Give a verbatim copy of the lines below, minus the pictures.
# START OF Data section
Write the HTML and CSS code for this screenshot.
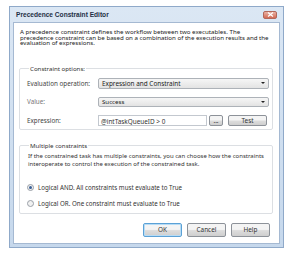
FILE: index.html
```html
<!DOCTYPE html>
<html lang="en">
<head>
<meta charset="UTF-8" />
<title>Precedence Constraint Editor</title>
<link rel="stylesheet" href="styles.css">
</head>
<body>

<div class="window">
  <div class="titlebar">
    <span class="title">Precedence Constraint Editor</span>
    <span class="close">
      <svg width="7" height="5" viewBox="0 0 7 5"><path d="M1 0.5 L6 4.5 M6 0.5 L1 4.5" stroke="#fff" stroke-width="1.2"/></svg>
    </span>
  </div>

  <div class="client">
    <p class="intro">A precedence constraint defines the workflow between two executables. The precedence constraint can be based on a combination of the execution results and the evaluation of expressions.</p>

    <fieldset class="group options">
      <legend>Constraint options:</legend>
      <div class="row">
        <label>Evaluation operation:</label>
        <div class="select main"><span>Expression and Constraint</span><i class="arrow"></i></div>
      </div>
      <div class="row">
        <label class="dim">Value:</label>
        <div class="select"><span>Success</span><i class="arrow"></i></div>
      </div>
      <div class="row">
        <label>Expression:</label>
        <div class="input">@intTaskQueueID &gt; 0</div>
        <div class="btn small">...</div>
        <div class="btn test">Test</div>
      </div>
    </fieldset>

    <fieldset class="group multi">
      <legend>Multiple constraints</legend>
      <p class="note">If the constrained task has multiple constraints, you can choose how the constraints interoperate to control the execution of the constrained task.</p>
      <div class="radios">
        <div class="radio"><i class="dot on"></i>Logical AND. All constraints must evaluate to True</div>
        <div class="radio"><i class="dot"></i>Logical OR. One constraint must evaluate to True</div>
      </div>
    </fieldset>

    <div class="buttons">
      <div class="btn default">OK</div>
      <div class="btn">Cancel</div>
      <div class="btn">Help</div>
    </div>
  </div>
</div>

</body>
</html>
```

FILE: styles.css
```css
body {
  margin: 0;
  background: #fff;
  font-family: "Noto Sans", "Open Sans", sans-serif;
  font-size: 6.15px;
  color: #222;
}
.window {
  margin: 6px 0 0 9px;
  width: 275px;
  height: 242px;
  box-sizing: border-box;
  border: 1px solid #8fa9c9;
  background: linear-gradient(#dbe7f4, #c6d8ec);
  padding: 0 3px 3px 3px;
  display: flex;
  flex-direction: column;
}
.titlebar {
  height: 15px;
  display: flex;
  align-items: center;
  justify-content: space-between;
  padding: 0 3px 0 3px;
}
.title {
  font-family: "Liberation Sans", sans-serif;
  font-weight: bold;
  font-size: 6.6px;
  color: #1e2f45;
}
.close {
  width: 12px;
  height: 6px;
  border-radius: 2px;
  border: 1px solid #b2675a;
  background: linear-gradient(#eab2a4, #d26a55);
  display: flex;
  align-items: center;
  justify-content: center;
}
.client {
  flex: 1;
  background: #fff;
  border: 1px solid #a5b9d2;
  padding: 5px 6px 0 5px;
  display: flex;
  flex-direction: column;
}
.intro {
  margin: 1px 0 0 1px;
  line-height: 5.5px;
  width: 250px;
}
.group {
  border: 1px solid #dcdfe3;
  border-radius: 2px;
  margin: 0;
  padding: 0 3px 0 7px;
}
.group legend {
  padding: 0 1px;
  margin-left: 2px;
  color: #333;
}
.options {
  margin-top: 18px;
  height: 66px;
  box-sizing: border-box;
}
.row {
  display: flex;
  align-items: center;
  margin-top: 5px;
}
.row + .row {
  margin-top: 8px;
}
.row label {
  width: 71px;
  font-size: 6.3px;
  color: #444;
}
.row label.dim {
  color: #777;
}
.select {
  flex: 1;
  height: 10px;
  box-sizing: border-box;
  border: 1px solid #adb2b8;
  border-radius: 2px;
  background: linear-gradient(#f6f6f6, #e3e3e3);
  display: flex;
  align-items: center;
  justify-content: space-between;
  padding: 0 3px;
}
.select.main {
  height: 11px;
  font-size: 6.4px;
  color: #222;
}
.arrow {
  width: 0;
  height: 0;
  border-left: 2px solid transparent;
  border-right: 2px solid transparent;
  border-top: 2px solid #222;
}
.input {
  width: 109px;
  height: 11px;
  box-sizing: border-box;
  border: 1px solid #c3c8cf;
  padding: 1px 2px 0;
  font-size: 6.4px;
  color: #333;
}
.btn {
  height: 14px;
  width: 39px;
  box-sizing: border-box;
  border: 1px solid #8d9299;
  border-radius: 2px;
  background: linear-gradient(#f4f4f4 45%, #dcdcdc 55%, #cfcfcf);
  display: flex;
  align-items: center;
  justify-content: center;
  font-size: 6.4px;
  color: #333;
}
.btn.small {
  width: 14px;
  height: 11px;
  margin-left: 2px;
}
.btn.test {
  width: 39px;
  height: 11px;
  margin-left: 5px;
}
.multi {
  margin-top: 11px;
  height: 73px;
  box-sizing: border-box;
}
.note {
  margin: 2px 0 0 1px;
  line-height: 8px;
  font-size: 6px;
  color: #333;
}
.radios {
  margin-top: 15px;
}
.radio {
  display: flex;
  align-items: center;
  height: 10px;
  margin-bottom: 6px;
  font-size: 6.2px;
  color: #333;
}
.dot {
  width: 5px;
  height: 5px;
  border-radius: 50%;
  border: 1px solid #9aa0a8;
  background: #f1f1f1;
  margin-right: 4px;
  position: relative;
}
.dot.on::after {
  content: "";
  position: absolute;
  left: 1px;
  top: 1px;
  width: 3px;
  height: 3px;
  border-radius: 50%;
  background: #3a5f96;
}
.buttons {
  display: flex;
  justify-content: flex-end;
  gap: 5px;
  margin-top: 9px;
  padding-right: 3px;
}
.btn.default {
  border-color: #5ba1d6;
  box-shadow: inset 0 0 0 1px #b7dcf5;
}
```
# END OF Data section
Task result:
Write the HTML and CSS code for this screenshot.
FILE: index.html
```html
<!DOCTYPE html>
<html lang="en">
<head>
<meta charset="UTF-8" />
<title>Precedence Constraint Editor</title>
<link rel="stylesheet" href="styles.css">
</head>
<body>

<div class="window">
  <div class="titlebar">
    <span class="title">Precedence Constraint Editor</span>
    <span class="close">
      <svg width="7" height="5" viewBox="0 0 7 5"><path d="M1 0.5 L6 4.5 M6 0.5 L1 4.5" stroke="#fff" stroke-width="1.2"/></svg>
    </span>
  </div>

  <div class="client">
    <p class="intro">A precedence constraint defines the workflow between two executables. The precedence constraint can be based on a combination of the execution results and the evaluation of expressions.</p>

    <fieldset class="group options">
      <legend>Constraint options:</legend>
      <div class="row">
        <label>Evaluation operation:</label>
        <div class="select main"><span>Expression and Constraint</span><i class="arrow"></i></div>
      </div>
      <div class="row">
        <label class="dim">Value:</label>
        <div class="select"><span>Success</span><i class="arrow"></i></div>
      </div>
      <div class="row">
        <label>Expression:</label>
        <div class="input">@intTaskQueueID &gt; 0</div>
        <div class="btn small">...</div>
        <div class="btn test">Test</div>
      </div>
    </fieldset>

    <fieldset class="group multi">
      <legend>Multiple constraints</legend>
      <p class="note">If the constrained task has multiple constraints, you can choose how the constraints interoperate to control the execution of the constrained task.</p>
      <div class="radios">
        <div class="radio"><i class="dot on"></i>Logical AND. All constraints must evaluate to True</div>
        <div class="radio"><i class="dot"></i>Logical OR. One constraint must evaluate to True</div>
      </div>
    </fieldset>

    <div class="buttons">
      <div class="btn default">OK</div>
      <div class="btn">Cancel</div>
      <div class="btn">Help</div>
    </div>
  </div>
</div>

</body>
</html>
```

FILE: styles.css
```css
body {
  margin: 0;
  background: #fff;
  font-family: "Noto Sans", "Open Sans", sans-serif;
  font-size: 6.15px;
  color: #222;
}
.window {
  margin: 6px 0 0 9px;
  width: 275px;
  height: 242px;
  box-sizing: border-box;
  border: 1px solid #8fa9c9;
  background: linear-gradient(#dbe7f4, #c6d8ec);
  padding: 0 3px 3px 3px;
  display: flex;
  flex-direction: column;
}
.titlebar {
  height: 15px;
  display: flex;
  align-items: center;
  justify-content: space-between;
  padding: 0 3px 0 3px;
}
.title {
  font-family: "Liberation Sans", sans-serif;
  font-weight: bold;
  font-size: 6.6px;
  color: #1e2f45;
}
.close {
  width: 12px;
  height: 6px;
  border-radius: 2px;
  border: 1px solid #b2675a;
  background: linear-gradient(#eab2a4, #d26a55);
  display: flex;
  align-items: center;
  justify-content: center;
}
.client {
  flex: 1;
  background: #fff;
  border: 1px solid #a5b9d2;
  padding: 5px 6px 0 5px;
  display: flex;
  flex-direction: column;
}
.intro {
  margin: 1px 0 0 1px;
  line-height: 5.5px;
  width: 250px;
}
.group {
  border: 1px solid #dcdfe3;
  border-radius: 2px;
  margin: 0;
  padding: 0 3px 0 7px;
}
.group legend {
  padding: 0 1px;
  margin-left: 2px;
  color: #333;
}
.options {
  margin-top: 18px;
  height: 66px;
  box-sizing: border-box;
}
.row {
  display: flex;
  align-items: center;
  margin-top: 5px;
}
.row + .row {
  margin-top: 8px;
}
.row label {
  width: 71px;
  font-size: 6.3px;
  color: #444;
}
.row label.dim {
  color: #777;
}
.select {
  flex: 1;
  height: 10px;
  box-sizing: border-box;
  border: 1px solid #adb2b8;
  border-radius: 2px;
  background: linear-gradient(#f6f6f6, #e3e3e3);
  display: flex;
  align-items: center;
  justify-content: space-between;
  padding: 0 3px;
}
.select.main {
  height: 11px;
  font-size: 6.4px;
  color: #222;
}
.arrow {
  width: 0;
  height: 0;
  border-left: 2px solid transparent;
  border-right: 2px solid transparent;
  border-top: 2px solid #222;
}
.input {
  width: 109px;
  height: 11px;
  box-sizing: border-box;
  border: 1px solid #c3c8cf;
  padding: 1px 2px 0;
  font-size: 6.4px;
  color: #333;
}
.btn {
  height: 14px;
  width: 39px;
  box-sizing: border-box;
  border: 1px solid #8d9299;
  border-radius: 2px;
  background: linear-gradient(#f4f4f4 45%, #dcdcdc 55%, #cfcfcf);
  display: flex;
  align-items: center;
  justify-content: center;
  font-size: 6.4px;
  color: #333;
}
.btn.small {
  width: 14px;
  height: 11px;
  margin-left: 2px;
}
.btn.test {
  width: 39px;
  height: 11px;
  margin-left: 5px;
}
.multi {
  margin-top: 11px;
  height: 73px;
  box-sizing: border-box;
}
.note {
  margin: 2px 0 0 1px;
  line-height: 8px;
  font-size: 6px;
  color: #333;
}
.radios {
  margin-top: 15px;
}
.radio {
  display: flex;
  align-items: center;
  height: 10px;
  margin-bottom: 6px;
  font-size: 6.2px;
  color: #333;
}
.dot {
  width: 5px;
  height: 5px;
  border-radius: 50%;
  border: 1px solid #9aa0a8;
  background: #f1f1f1;
  margin-right: 4px;
  position: relative;
}
.dot.on::after {
  content: "";
  position: absolute;
  left: 1px;
  top: 1px;
  width: 3px;
  height: 3px;
  border-radius: 50%;
  background: #3a5f96;
}
.buttons {
  display: flex;
  justify-content: flex-end;
  gap: 5px;
  margin-top: 9px;
  padding-right: 3px;
}
.btn.default {
  border-color: #5ba1d6;
  box-shadow: inset 0 0 0 1px #b7dcf5;
}
```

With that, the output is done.